Au niveau microéconomique, 84% de la population vit en zone rurale et dépend de l’agriculture de subsistance, une activité largement menée par les femmes. Cependant, les normes patriarcales limitent leur contrôle sur les actifs et les décisions. Le rapport est formel : le Ministère du Genre et l’agence de GRC (DoDMA) ne disposent pas de ligne budgétaire spécifique pour intégrer le genre dans leurs actions. Ce sous-investissement chronique maintient les femmes, pourtant au cœur de l’économie rurale, dans un état de vulnérabilité accrue.
La solution : Une architecture de financement ancrée dans le réel
La solution ne réside pas dans la création de systèmes parallèles, mais dans l’intégration du genre au sein des mécanismes existants et émergents, à trois niveaux.
- À l’échelle macroéconomique : Fléchage budgétaire et volonté politique
La proposition la plus structurante du rapport est de sanctuariser le financement du genre. Le nouveau projet de loi sur la GRC prévoit la création d’un fonds national pour les catastrophes. La recommandation clé est de faire pression pour qu’une allocation de 5% de ce futur fonds soit dédiée au soutien de l’institutionnalisation et de l’intégration du genre dans la GRC à tous les niveaux.
Cette approche de fléchage budgétaire est une application directe de la budgétisation sensible au genre. Elle garantit des ressources prévisibles et suffisantes, transformant une intention politique en une capacité d’action concrète et mesurable pour les ministères et les structures locales.
- À l’échelle mésoéconomique : Structurer la finance communautaire via les VSL
Le rapport identifie une innovation financière locale d’une importance capitale : les Associations Villageoises d’Épargne et de Crédit (VSL, ou "Banki M’khonde"). Décrites comme un « passeport pour l’indépendance économique », ces associations sont massivement fréquentées par les femmes et constituent une source de services financiers informelle mais très bien coordonnée.
La stratégie consiste à renforcer et à connecter cet écosystème. Le rapport recommande de prioriser le renforcement des VSL dans les stratégies de relèvement. Il suggère également de créer des liens innovants entre les VSL et l’assurance climatique, afin de rendre les primes abordables pour les agricultrices et d’augmenter l’adoption de ces produits, actuellement faible. Des programmes nationaux comme le Fonds National d’Autonomisation Économique (NEEF) pourraient être mobilisés pour soutenir et recapitaliser ces structures.
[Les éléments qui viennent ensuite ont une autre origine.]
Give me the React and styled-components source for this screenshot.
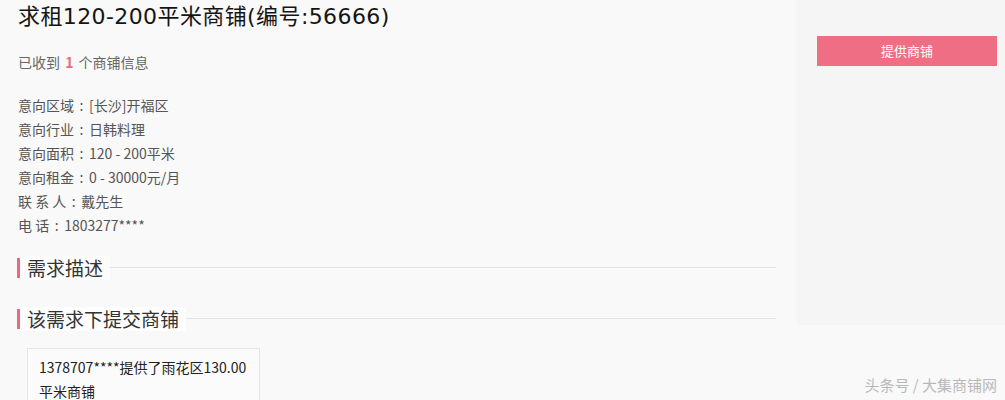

- À l’échelle microéconomique : Capitaliser sur l’action locale
L’investissement doit atteindre directement les femmes et les communautés. Le rapport préconise des actions concrètes pour surmonter la capacité financière limitée des membres de la communauté à restaurer leurs activités.
Une recommandation innovante est de fournir un soutien financier direct, comme un "renflouement en espèces de 200 000 kwachas minimum aux VSL" après une crise, pour leur permettre de se reconstituer et de continuer à financer les activités de leurs membres. Ce capital de départ, combiné au renforcement des compétences techniques des femmes et des jeunes, leur donne les moyens de "mieux reconstruire".
Conclusion : Une opportunité stratégique pour le Malawi
Le Malawi se trouve à un carrefour. Le futur fonds national pour les catastrophes offre une opportunité historique d’institutionnaliser le financement du genre au plus haut niveau. En parallèle, le succès avéré des VSL constitue un levier communautaire puissant et déjà fonctionnel. En combinant une volonté politique macroéconomique (le fléchage de 5%), une ingénierie financière mésoéconomique (le lien VSL-assurance) et un soutien microéconomique direct, le Malawi peut construire un modèle de financement de la résilience qui non seulement protège ses citoyens, mais qui s’appuie sur le pouvoir économique des femmes pour assurer un développement durable et équitable.